Que souhaitez-vous déclencher avec votre documentaire ?

D’abord, je pense que le fait de voir des témoignages à visage découvert peut aider des victimes à se reconnaître et à prendre la parole. Quand on voit l’impact de #MeToo, j’en suis encore plus convaincue.

Porter ce débat sur la place publique permet d’inciter les victimes à ne plus avoir peur de parler, à ne plus avoir honte, à ne plus se sentir seules. J’espère aussi que cela incitera la justice à réfléchir.

Dans quel sens ?

Il y a notamment, encore trop peu de tribunaux formés à ces types de violences sexuelles. Malheureusement je n’ai pas eu l’autorisation de filmer le procès de l’agresseur de Lili mais j’ai pu y assister.
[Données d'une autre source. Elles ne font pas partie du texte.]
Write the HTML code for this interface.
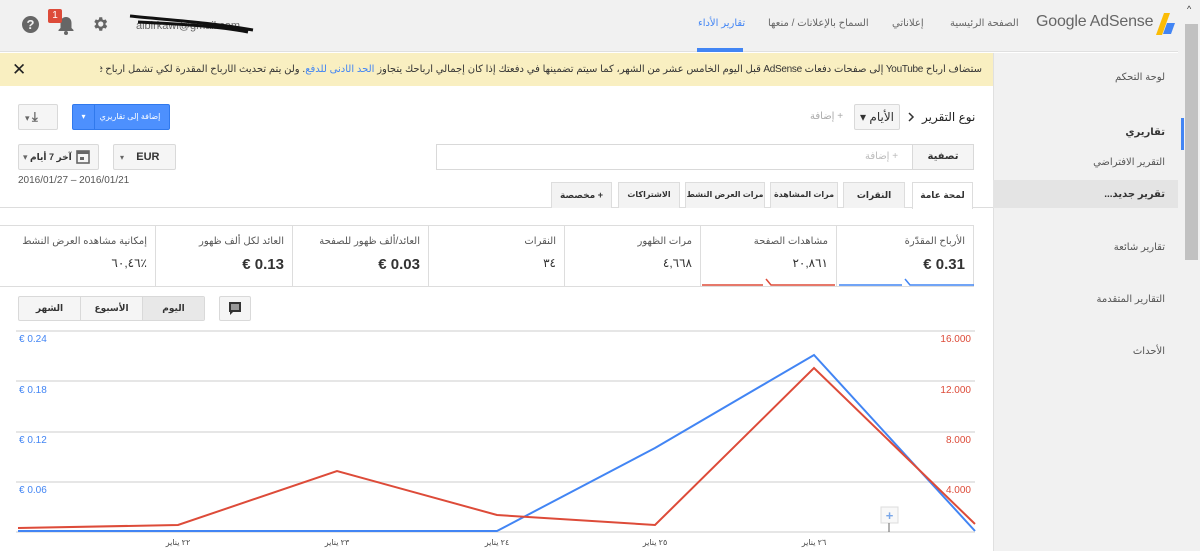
<!DOCTYPE html>
<html><head><meta charset="utf-8"><style>
*{box-sizing:border-box;margin:0;padding:0}
body{width:1200px;height:551px;overflow:hidden;background:#fff;font-family:"Liberation Sans","DejaVu Sans",sans-serif;font-size:11px;color:#333;position:relative}
.a{position:absolute;white-space:nowrap}
.btn{position:absolute;border:1px solid #d9d9d9;background:#f5f5f5;border-radius:2px;white-space:nowrap;overflow:hidden}
.rtl{direction:rtl}
.tab{position:absolute;top:182px;height:26px;border:1px solid #ddd;border-bottom:none;background:#f3f3f3;font-size:9px;font-weight:bold;text-align:center;line-height:24px;color:#333;white-space:nowrap;overflow:hidden}
.card{position:absolute;top:225px;height:62px;border:1px solid #ddd;border-right:none;text-align:right;padding:10px 8px;white-space:nowrap;overflow:hidden}
.card .t{font-size:10px;color:#555}
.card .v{font-size:15px;font-weight:bold;margin-top:9px;color:#333}
.sb{position:absolute;right:35px;font-size:10px;color:#555;text-align:right;white-space:nowrap}
</style></head><body>
<div class="a" style="left:0;top:0;width:1183px;height:52px;background:#f1f1f1;border-bottom:1px solid #e0e0e0"></div>
<div class="a" style="left:22px;top:16px;width:17px;height:17px;border-radius:50%;background:#666;color:#f1f1f1;font-weight:bold;font-size:13px;text-align:center;line-height:17px">?</div>
<svg class="a" style="left:56px;top:14px" width="20" height="22" viewBox="0 0 20 22"><path d="M10 3c-3.5 0-5.5 2.5-5.5 6v5l-2 2v1h15v-1l-2-2V9c0-3.5-2-6-5.5-6z" fill="#666"/><circle cx="10" cy="19" r="2" fill="#666"/></svg>
<div class="a" style="left:48px;top:9px;width:14px;height:14px;background:#dd4b39;color:#fff;font-size:10px;text-align:center;line-height:14px;border-radius:2px">1</div>
<svg class="a" style="left:91px;top:15px" width="18" height="18" viewBox="0 0 24 24"><path fill="#666" d="M19.4 13a7.5 7.5 0 000-2l2.1-1.6-2-3.5-2.5 1a7 7 0 00-1.7-1L15 3h-4l-.4 2.9a7 7 0 00-1.7 1l-2.5-1-2 3.5L6.6 11a7.5 7.5 0 000 2l-2.2 1.6 2 3.5 2.5-1a7 7 0 001.7 1L11 21h4l.4-2.9a7 7 0 001.7-1l2.5 1 2-3.5zM13 15.5a3.5 3.5 0 110-7 3.5 3.5 0 010 7z"/></svg>
<div class="a" style="left:136px;top:20px;font-size:11px;color:#666">albirkawi@gmail.com</div>
<svg class="a" style="left:128px;top:12px" width="130" height="22"><path d="M2 4 C40 8 80 10 125 18 M10 10 C50 12 90 14 120 20" stroke="#111" stroke-width="3" fill="none"/></svg>
<div class="a rtl" style="left:698px;top:18px;font-size:10px;color:#4285f4">تقارير الأداء</div>
<div class="a" style="left:697px;top:48px;width:46px;height:4px;background:#4285f4"></div>
<div class="a rtl" style="left:768px;top:18px;font-size:10px;color:#666">السماح بالإعلانات / منعها</div>
<div class="a rtl" style="left:892px;top:18px;font-size:10px;color:#666">إعلاناتي</div>
<div class="a rtl" style="left:950px;top:18px;font-size:10px;color:#666">الصفحة الرئيسية</div>
<div class="a" style="left:1036px;top:13px;font-size:16px;color:#666;letter-spacing:-0.2px">Google AdSense</div>
<svg class="a" style="left:1155px;top:13px" width="22" height="24"><polygon points="9,0 15,0 7,22 1,22" fill="#fbbc05"/><polygon points="12,10 20,10 16,21 8,21" fill="#4285f4"/></svg>
<div class="a" style="left:1178px;top:0;width:22px;height:551px;background:#f1f1f1"></div>
<div class="a" style="left:1185px;top:24px;width:13px;height:236px;background:#c1c1c1"></div>
<div class="a" style="left:1187px;top:4px;font-size:9px;color:#333">^</div>
<div class="a" style="left:0;top:53px;width:993px;height:33px;background:#f9efc1"></div>
<div class="a" style="left:12px;top:60px;font-size:17px;font-weight:bold;color:#222">✕</div>
<div class="a rtl" style="left:100px;top:64px;width:882px;font-size:10px;letter-spacing:-0.3px;color:#333;white-space:nowrap;text-align:right;overflow:hidden">ستضاف أرباح YouTube إلى صفحات دفعات AdSense قبل اليوم الخامس عشر من الشهر، كما سيتم تضمينها في دفعتك إذا كان إجمالي أرباحك يتجاوز <span style="color:#4285f4">الحد الأدنى للدفع</span>. ولن يتم تحديث الأرباح المقدرة لكي تشمل أرباح YouTube.</div>
<div class="a" style="left:993px;top:53px;width:185px;height:498px;background:#f1f1f1;border-left:1px solid #e0e0e0"></div>
<div class="sb rtl" style="top:72px">لوحة التحكم</div>
<div class="sb rtl" style="top:127px;font-weight:bold;color:#333">تقاريري</div>
<div class="a" style="left:1181px;top:118px;width:3px;height:32px;background:#4285f4"></div>
<div class="sb rtl" style="top:157px">التقرير الافتراضي</div>
<div class="a" style="left:993px;top:180px;width:185px;height:28px;background:#e4e4e4"></div>
<div class="sb rtl" style="top:189px;font-weight:bold;color:#333">تقرير جديد...</div>
<div class="sb rtl" style="top:242px">تقارير شائعة</div>
<div class="sb rtl" style="top:294px">التقارير المتقدمة</div>
<div class="sb rtl" style="top:346px">الأحداث</div>
<div class="a rtl" style="left:922px;top:110px;font-size:12px;color:#222">نوع التقرير</div>
<svg class="a" style="left:907px;top:112px" width="8" height="10"><path d="M2 1l4 4-4 4" fill="none" stroke="#333" stroke-width="1.5"/></svg>
<div class="btn rtl" style="left:854px;top:104px;width:46px;height:26px;background:#f5f5f5;font-size:12px;line-height:24px;padding-right:5px">الأيام ▾</div>
<div class="a rtl" style="left:810px;top:111px;font-size:10px;color:#aaa">+ إضافة</div>
<div class="btn" style="left:18px;top:104px;width:40px;height:26px;font-size:9px;color:#666;line-height:24px;padding-left:6px">▾ <b style="font-size:13px">⤓</b></div>
<div class="a" style="left:72px;top:104px;width:98px;height:26px;background:#4d90fe;border:1px solid #3079ed;border-radius:2px;color:#fff;font-size:8px;line-height:24px;overflow:hidden"><span style="display:inline-block;width:22px;text-align:center;border-right:1px solid #3079ed">▾</span><span class="rtl" style="display:inline-block;width:70px;text-align:center">إضافة إلى تقاريري</span></div>
<div class="btn" style="left:18px;top:144px;width:81px;height:26px;font-size:9px;font-weight:bold;line-height:24px;padding-left:4px"><span style="color:#666">▾</span> <span class="rtl">آخر 7 أيام</span></div>
<svg class="a" style="left:76px;top:149px" width="14" height="15"><rect x="1" y="2" width="12" height="12" fill="#f5f5f5" stroke="#666" stroke-width="1.6"/><rect x="1" y="2" width="12" height="3" fill="#666"/><rect x="4" y="8" width="4" height="3" fill="#666"/></svg>
<div class="btn" style="left:113px;top:144px;width:63px;height:26px;font-size:11px;font-weight:bold;line-height:24px;padding-left:6px"><span style="font-size:8px;color:#666">▾</span> &nbsp;&nbsp;&nbsp;EUR</div>
<div class="a" style="left:18px;top:175px;font-size:10px;color:#555">2016/01/27 – 2016/01/21</div>
<div class="a" style="left:436px;top:144px;width:538px;height:26px;border:1px solid #d9d9d9;background:#fff"></div>
<div class="a rtl" style="left:912px;top:144px;width:62px;height:26px;background:#f5f5f5;border:1px solid #d9d9d9;font-size:10px;font-weight:bold;text-align:center;line-height:24px">تصفية</div>
<div class="a rtl" style="left:865px;top:151px;font-size:10px;color:#bbb">+ إضافة</div>
<div class="a" style="left:0;top:207px;width:993px;height:1px;background:#ddd"></div>
<div class="tab rtl" style="left:912px;width:61px;background:#fff;height:27px">لمحة عامة</div>
<div class="tab rtl" style="left:843px;width:62px">النقرات</div>
<div class="tab rtl" style="left:770px;width:68px;font-size:8px">مرات المشاهدة</div>
<div class="tab rtl" style="left:685px;width:80px;font-size:8px">مرات العرض النشط</div>
<div class="tab rtl" style="left:618px;width:62px;font-size:8px">الاشتراكات</div>
<div class="tab rtl" style="left:551px;width:61px">+ مخصصة</div>
<div class="card rtl" style="left:836px;width:138px;border-right:1px solid #ddd"><div class="t">الأرباح المقدّرة</div><div class="v">0.31 €</div></div>
<div class="card rtl" style="left:700px;width:136px"><div class="t">مشاهدات الصفحة</div><div class="v" style="font-weight:normal;font-size:12px">٢٠,٨٦١</div></div>
<div class="card rtl" style="left:564px;width:136px"><div class="t">مرات الظهور</div><div class="v" style="font-weight:normal;font-size:12px">٤,٦٦٨</div></div>
<div class="card rtl" style="left:428px;width:136px"><div class="t">النقرات</div><div class="v" style="font-weight:normal;font-size:12px">٣٤</div></div>
<div class="card rtl" style="left:292px;width:136px"><div class="t">العائد/ألف ظهور للصفحة</div><div class="v">0.03 €</div></div>
<div class="card rtl" style="left:155px;width:137px"><div class="t">العائد لكل ألف ظهور</div><div class="v">0.13 €</div></div>
<div class="card rtl" style="left:0;width:155px;border-left:none"><div class="t">إمكانية مشاهده العرض النشط</div><div class="v" style="font-weight:normal;font-size:12px">٪٦٠,٤٦</div></div>
<svg class="a" style="left:700px;top:278px" width="275" height="10"><path d="M2 7H63M66 1L71 7H135" fill="none" stroke="#dd4b39" stroke-width="1.5"/><path d="M139 7H202M205 1L210 7H274" fill="none" stroke="#4285f4" stroke-width="1.5"/></svg>
<div class="btn rtl" style="left:18px;top:296px;width:187px;height:25px;font-size:9px;font-weight:bold;display:flex;line-height:23px;padding:0"><div style="width:62px;text-align:center;background:#e8e8e8;border-left:1px solid #d9d9d9">اليوم</div><div style="width:62px;text-align:center;border-left:1px solid #d9d9d9">الأسبوع</div><div style="width:61px;text-align:center">الشهر</div></div>
<div class="btn" style="left:219px;top:296px;width:32px;height:25px"></div>
<svg class="a" style="left:228px;top:301px" width="14" height="15"><path d="M1 1h12v10H5l-3 3v-3H1z" fill="#333"/><path d="M3 4h8M3 6h8M3 8h8" stroke="#fff" stroke-width="1"/></svg>
<svg class="a" style="left:0;top:325px" width="992" height="226">
<g stroke="#e6e6e6" stroke-width="2"><line x1="16" y1="6" x2="975" y2="6"/><line x1="16" y1="56" x2="975" y2="56"/><line x1="16" y1="107" x2="975" y2="107"/><line x1="16" y1="157" x2="975" y2="157"/><line x1="16" y1="207" x2="975" y2="207"/></g>
<g fill="#4285f4" font-size="10" font-family="Liberation Sans"><text x="19" y="17">€ 0.24</text><text x="19" y="68">€ 0.18</text><text x="19" y="118">€ 0.12</text><text x="19" y="168">€ 0.06</text></g>
<g fill="#dd4b39" font-size="10" font-family="Liberation Sans" text-anchor="end"><text x="971" y="17">16.000</text><text x="971" y="68">12.000</text><text x="971" y="118">8.000</text><text x="971" y="168">4.000</text></g>
<polyline points="18,206 497,206 655,123 814,30 975,206" fill="none" stroke="#4285f4" stroke-width="2"/>
<polyline points="18,203 178,200 337,146 497,190 655,200 814,43 975,199" fill="none" stroke="#dd4b39" stroke-width="2"/>
<rect x="881" y="182" width="17" height="16" fill="#f8f8f8" stroke="#ddd"/><text x="889.5" y="195" font-size="13" fill="#7aa7e8" text-anchor="middle" font-weight="bold">+</text>
<line x1="889" y1="198" x2="889" y2="207" stroke="#666"/>
<g font-size="8" fill="#444" font-family="Liberation Sans,DejaVu Sans" text-anchor="middle"><text x="178" y="220">٢٢ يناير</text><text x="337" y="220">٢٣ يناير</text><text x="497" y="220">٢٤ يناير</text><text x="655" y="220">٢٥ يناير</text><text x="814" y="220">٢٦ يناير</text></g>
</svg>
</body></html>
Je peux vous dire que j’ai été effarée de la manière dont on a questionné l’enfant. Devant trois magistrats, les avocats de la défense et son agresseur présumé, la petite a eu le courage de dire qu’il lui avait « mis le doigt dans la zézette ». Et là un magistrat lui demande si elle se souvient d’avoir eu mal.

Or, il faut savoir qu’à cet âge-là le choc est tellement fort que l’enfant ne veut pas se souvenir. Une personne formée n’aurait jamais posé ce genre de question.

Si vous n’êtes pas formé à recevoir la parole de l’enfant, vous ne pouvez pas obtenir de moment de vérité et vous passez à côté.

Malgré l’horreur de ces histoires, votre documentaire est réalisé avec beaucoup de sensibilité et la mise en scène est soignée.

Inconsciemment, je voulais que ce film soit beau. C’était une obsession. Je ne voulais pas embellir la réalité mais la rendre supportable. Avant de tourner, je leur racontais tout ce qu’on allait faire et comment ça allait se passer, pour qu’elles se sentent en confiance. Il ne faut pas oublier que ce sont des filles qui ont perdu toute estime d’elles-mêmes, elles n’ont plus de conscience globale de leur corps. Au final, elles étaient contentes d’être mises en valeur et très fières de se voir comme ça.

 

(1) Sondage Harris Interactive pour l’Association internationale des victimes d’inceste (AIVI).